Karena memang kata dia, hewan jenis anoa akan sulit berkembang biak, ketika habitat tempat tinggalnya sudah terganggu.
"Itu sifat khas dari binatang anoa, tidak bisa berkembang biak pada kondisi alam habitatnya yang sudah terganggu," katanya.
Karena sifat anoa seperti itu kata dia, maka binatang khas Sultra itu, tidak bisa ditangkar seperti jenis-jenis hewan kebanyakan.
Oleh karena itu, jika satwa jenis Anoa tetap hidup dan menjadi penghuni kawasan hutan di daerah ini, pemerintah pusat dalam hal ini Kementerian Kehutanan harus membuat aturan khusus yang tidak membolehkan penggunaan kawasan hutan untuk kegiatan pertambangan.
"Regulasi aturan yang melarang penggunaan kawasan hutan untuk kegiatan pertambangan itu, bisa diterapkan di kawasan-kawasan hutan lindung yang dihuni berbagai satwa liar yang dilindungi," katanya.
Nursalam berharap intansi terkait seperti Pertambangan, Kehutanan dan Badan Konservasi Sumber Daya Alam (BKSDA), menjalin kerjasama dalam hal penyelematan lingkungan dari berbagai ancaman kesurakan, termasuk melindungi satwa liar dari ancaman kepunahan.
"Pihak BKSDA memliki peran penting dalam menjaga dan melindungi keselamatan satwa liar yang dilindungi," katanya.
Karena itu ujarnya, setiap penggunaan kawasan hutan untuk aktifitas pertambangan, perlu mendapat rekomendasi dari lembaga tersebut.

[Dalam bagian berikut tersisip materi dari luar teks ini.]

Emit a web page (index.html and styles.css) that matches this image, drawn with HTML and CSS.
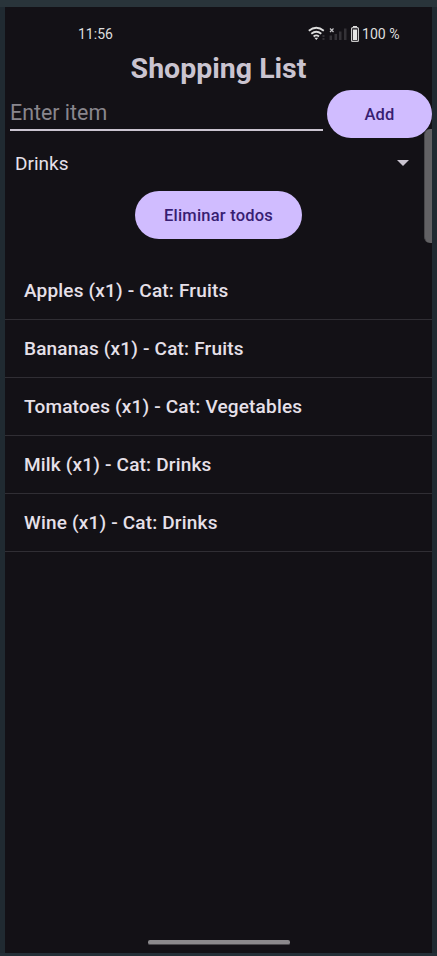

Sementara itu, Kepala Dinas Kehutanan Sultra, H Amal Jaya dalam keterangan terpisah mengatakan dalam upaya menyelamat satwa langka jenis Anoa di Sultra, pihaknya saat ini telah mengusulkan kawasan pegunungan Mekongga di Kolaka dan Kolaka Utara untuk menjadi kawasan Taman Nasional kepada Kementerian Kehutanan.
"Kawasan pegunungan Mekongga yang meliputi dua wilayah kabupaten itu, merupakan habitan anoa terbesar di Sultra," katanya.
Olehnya itu, kawasan tersebut diusulkan menjadi kawasan Taman Nasional, sehingga di dalam kawasan tersebut tidak boleh ada aktifitas pertambangan maupun kegiatan lain yang bisa mengganggu habiat satwa liar dan keseimbangan lingkungan.